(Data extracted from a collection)
☆ ☆ ☆ ☆ ☆ ☆ ☆
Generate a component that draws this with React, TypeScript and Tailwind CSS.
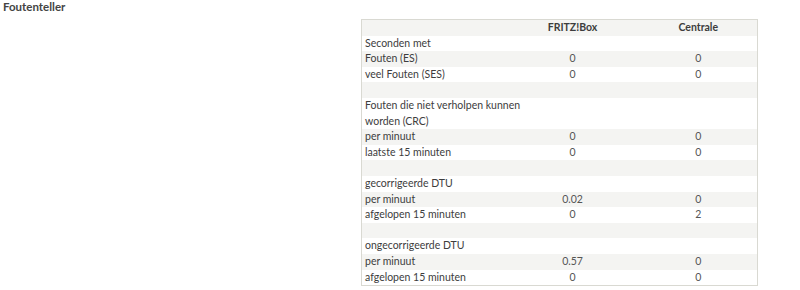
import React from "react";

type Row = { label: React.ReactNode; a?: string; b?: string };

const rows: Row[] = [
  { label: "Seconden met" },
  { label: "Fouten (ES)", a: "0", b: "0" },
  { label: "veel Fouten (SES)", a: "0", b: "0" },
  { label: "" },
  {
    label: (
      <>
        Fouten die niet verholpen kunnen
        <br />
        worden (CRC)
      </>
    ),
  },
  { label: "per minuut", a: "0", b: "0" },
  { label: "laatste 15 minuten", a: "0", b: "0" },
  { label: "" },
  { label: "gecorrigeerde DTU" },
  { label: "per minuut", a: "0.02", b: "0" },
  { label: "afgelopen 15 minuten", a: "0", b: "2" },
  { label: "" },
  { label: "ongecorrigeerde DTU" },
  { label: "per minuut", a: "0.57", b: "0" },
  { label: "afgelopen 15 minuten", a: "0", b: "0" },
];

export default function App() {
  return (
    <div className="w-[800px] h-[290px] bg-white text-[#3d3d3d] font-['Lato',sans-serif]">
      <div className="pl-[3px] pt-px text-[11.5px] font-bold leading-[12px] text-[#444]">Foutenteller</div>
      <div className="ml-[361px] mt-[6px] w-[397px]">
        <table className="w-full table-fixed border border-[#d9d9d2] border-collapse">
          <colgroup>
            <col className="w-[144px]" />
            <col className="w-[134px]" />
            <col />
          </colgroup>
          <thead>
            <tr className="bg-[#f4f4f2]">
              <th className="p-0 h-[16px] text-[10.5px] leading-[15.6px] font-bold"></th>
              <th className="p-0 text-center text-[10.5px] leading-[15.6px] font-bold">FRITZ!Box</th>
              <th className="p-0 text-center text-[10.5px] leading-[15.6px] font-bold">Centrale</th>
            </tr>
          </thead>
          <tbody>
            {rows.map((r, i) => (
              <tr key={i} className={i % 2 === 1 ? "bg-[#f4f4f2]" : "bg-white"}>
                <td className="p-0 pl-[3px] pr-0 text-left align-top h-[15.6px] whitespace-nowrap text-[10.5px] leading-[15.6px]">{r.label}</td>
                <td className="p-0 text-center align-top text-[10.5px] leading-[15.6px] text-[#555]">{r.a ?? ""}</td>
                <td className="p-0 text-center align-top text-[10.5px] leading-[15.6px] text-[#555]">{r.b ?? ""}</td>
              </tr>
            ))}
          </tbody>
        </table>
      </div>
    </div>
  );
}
☆ ☆ ☆ ☆ ☆ ☆ ☆
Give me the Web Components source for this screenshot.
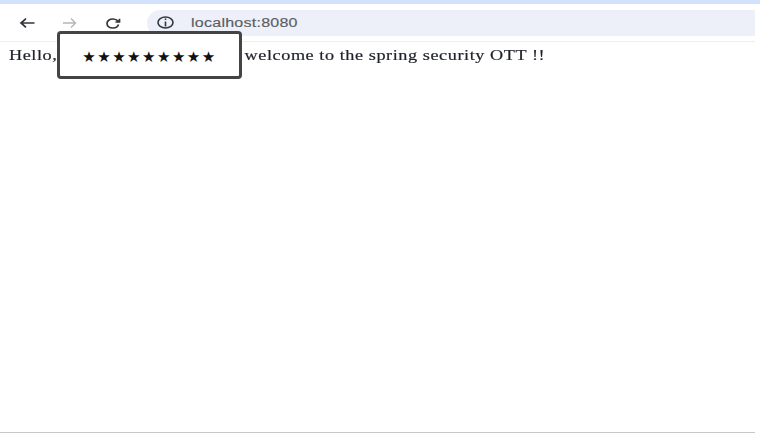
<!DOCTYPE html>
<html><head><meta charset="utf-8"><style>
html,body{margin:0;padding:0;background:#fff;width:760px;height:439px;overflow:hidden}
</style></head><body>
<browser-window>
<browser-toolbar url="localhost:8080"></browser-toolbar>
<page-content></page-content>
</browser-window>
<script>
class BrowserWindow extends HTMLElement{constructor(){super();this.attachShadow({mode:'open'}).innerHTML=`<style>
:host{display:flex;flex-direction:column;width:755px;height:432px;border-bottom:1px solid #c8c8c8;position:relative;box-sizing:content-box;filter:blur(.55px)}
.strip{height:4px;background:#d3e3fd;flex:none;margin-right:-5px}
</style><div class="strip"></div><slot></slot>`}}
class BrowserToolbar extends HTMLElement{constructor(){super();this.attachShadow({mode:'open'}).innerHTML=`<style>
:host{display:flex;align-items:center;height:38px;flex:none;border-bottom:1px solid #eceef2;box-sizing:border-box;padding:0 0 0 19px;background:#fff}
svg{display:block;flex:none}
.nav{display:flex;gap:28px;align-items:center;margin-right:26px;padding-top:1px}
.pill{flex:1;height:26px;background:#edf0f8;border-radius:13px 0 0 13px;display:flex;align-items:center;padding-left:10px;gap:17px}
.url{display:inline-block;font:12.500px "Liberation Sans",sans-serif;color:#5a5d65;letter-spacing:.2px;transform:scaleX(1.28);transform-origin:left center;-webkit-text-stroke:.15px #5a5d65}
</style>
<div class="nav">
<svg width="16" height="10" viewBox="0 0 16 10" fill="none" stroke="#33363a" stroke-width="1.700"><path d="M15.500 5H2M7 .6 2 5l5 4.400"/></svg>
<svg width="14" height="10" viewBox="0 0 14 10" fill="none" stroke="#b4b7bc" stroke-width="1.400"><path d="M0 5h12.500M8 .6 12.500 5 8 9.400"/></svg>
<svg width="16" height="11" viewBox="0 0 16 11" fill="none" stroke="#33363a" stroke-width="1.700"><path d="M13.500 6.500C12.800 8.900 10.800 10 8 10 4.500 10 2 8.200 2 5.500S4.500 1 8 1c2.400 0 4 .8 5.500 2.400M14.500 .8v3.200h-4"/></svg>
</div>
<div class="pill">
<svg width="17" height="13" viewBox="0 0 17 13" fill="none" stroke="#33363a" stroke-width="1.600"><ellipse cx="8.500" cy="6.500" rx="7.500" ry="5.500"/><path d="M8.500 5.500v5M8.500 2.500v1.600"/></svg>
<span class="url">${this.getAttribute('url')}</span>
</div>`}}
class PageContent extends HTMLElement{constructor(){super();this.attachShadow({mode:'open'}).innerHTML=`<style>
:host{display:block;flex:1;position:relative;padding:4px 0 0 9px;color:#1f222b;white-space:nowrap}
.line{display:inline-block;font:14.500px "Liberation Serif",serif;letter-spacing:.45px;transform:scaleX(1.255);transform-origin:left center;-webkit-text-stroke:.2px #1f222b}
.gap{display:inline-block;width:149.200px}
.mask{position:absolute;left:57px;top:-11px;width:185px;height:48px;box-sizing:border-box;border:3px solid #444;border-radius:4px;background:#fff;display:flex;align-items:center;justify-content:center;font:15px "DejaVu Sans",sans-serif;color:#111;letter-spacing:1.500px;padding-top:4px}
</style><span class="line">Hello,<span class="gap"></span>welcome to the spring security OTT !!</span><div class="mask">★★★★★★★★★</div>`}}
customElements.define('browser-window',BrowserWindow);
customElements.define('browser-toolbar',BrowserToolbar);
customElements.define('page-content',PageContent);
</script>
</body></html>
☆ ☆ ☆ ☆ ☆ ☆ ☆
• THE EXERCISE
Repeat exactly the lines above, from the line that contains "Generate a component" down through the line that contains "React.ReactNode; a?: string;". Include both of those lines and none of the pictures.

• ANSWER TO THIS PROBLEM
Generate a component that draws this with React, TypeScript and Tailwind CSS.
import React from "react";

type Row = { label: React.ReactNode; a?: string; b?: string };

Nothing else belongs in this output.